26.          Mr Galliver-Andrew also argued the judge's reference at [36] to the appellant's chronology of events being " also totally different" as between the interview and statement is unexplained. I do consider the judge has not provided adequate reasons for this finding. Neither the preceding nor the subsequent paragraph refers to inconsistencies in the chronology. There is no way of knowing what the judge had in mind.

27.          It is not necessary to consider the other grounds. Overall, I am driven to conclude that the judge's finding about the relationship and therefore the risk on return is unsafe and therefore the whole decision must be set aside. It may well be that a third judge will also conclude that the claim is not credible but this decision is erroneous and must be set aside.

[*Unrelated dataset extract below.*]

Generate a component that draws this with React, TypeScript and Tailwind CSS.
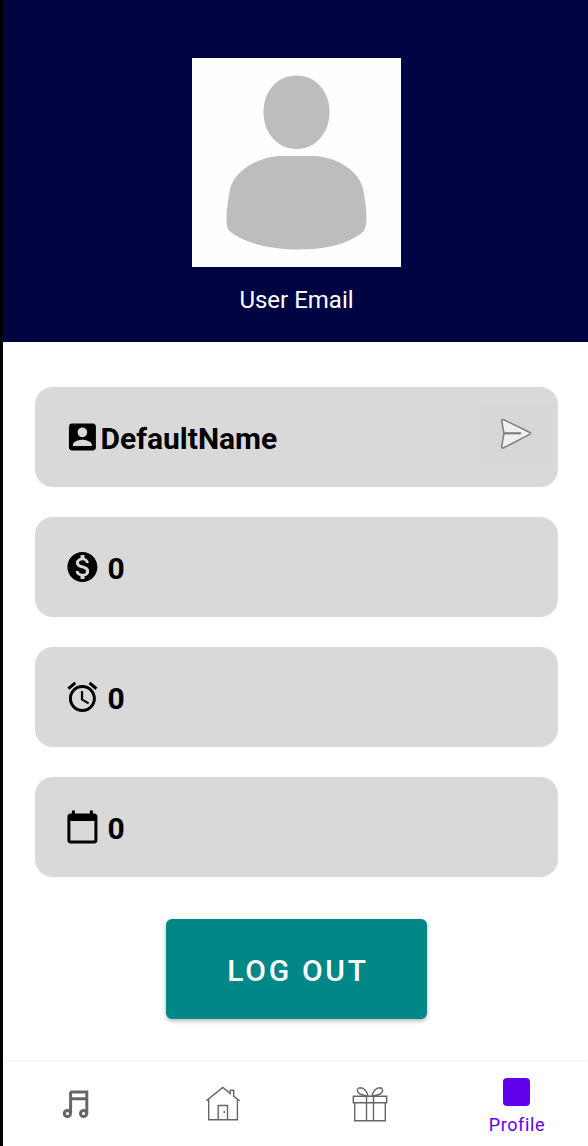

28.          Having considered the Senior President's Practice Direction of 15 September 2012, I make an order under section 12(2)(b)(i) of the Tribunals, Courts and Enforcement Act 2007. The appellant is entitled to have his appeal heard again.

29.          The appeal is therefore allowed and the decision of the First-tier Tribunal dismissing the appellant's appeal grounds is set aside. The appeal must be heard again in the First-tier Tribunal by a judge other than Judges O'Rourke and Suffield-Thompson with no findings preserved.

 

NOTICE OF DECISION

The Judge of the First-tier Tribunal made a material error of law and her decision dismissing the appeal is set aside. The appeal is remitted to the First-tier Tribunal de novo.

 

Direction Regarding Anonymity

Rule 14 of the Tribunal Procedure (Upper Tribunal) Rules 2008

Unless and until a Tribunal or court directs otherwise, the Appellant is granted anonymity. No report of these proceedings shall directly or indirectly identify her or any member of her family. This direction applies both to the Appellant and to the Respondent. Failure to comply with this direction could lead to contempt of court proceedings.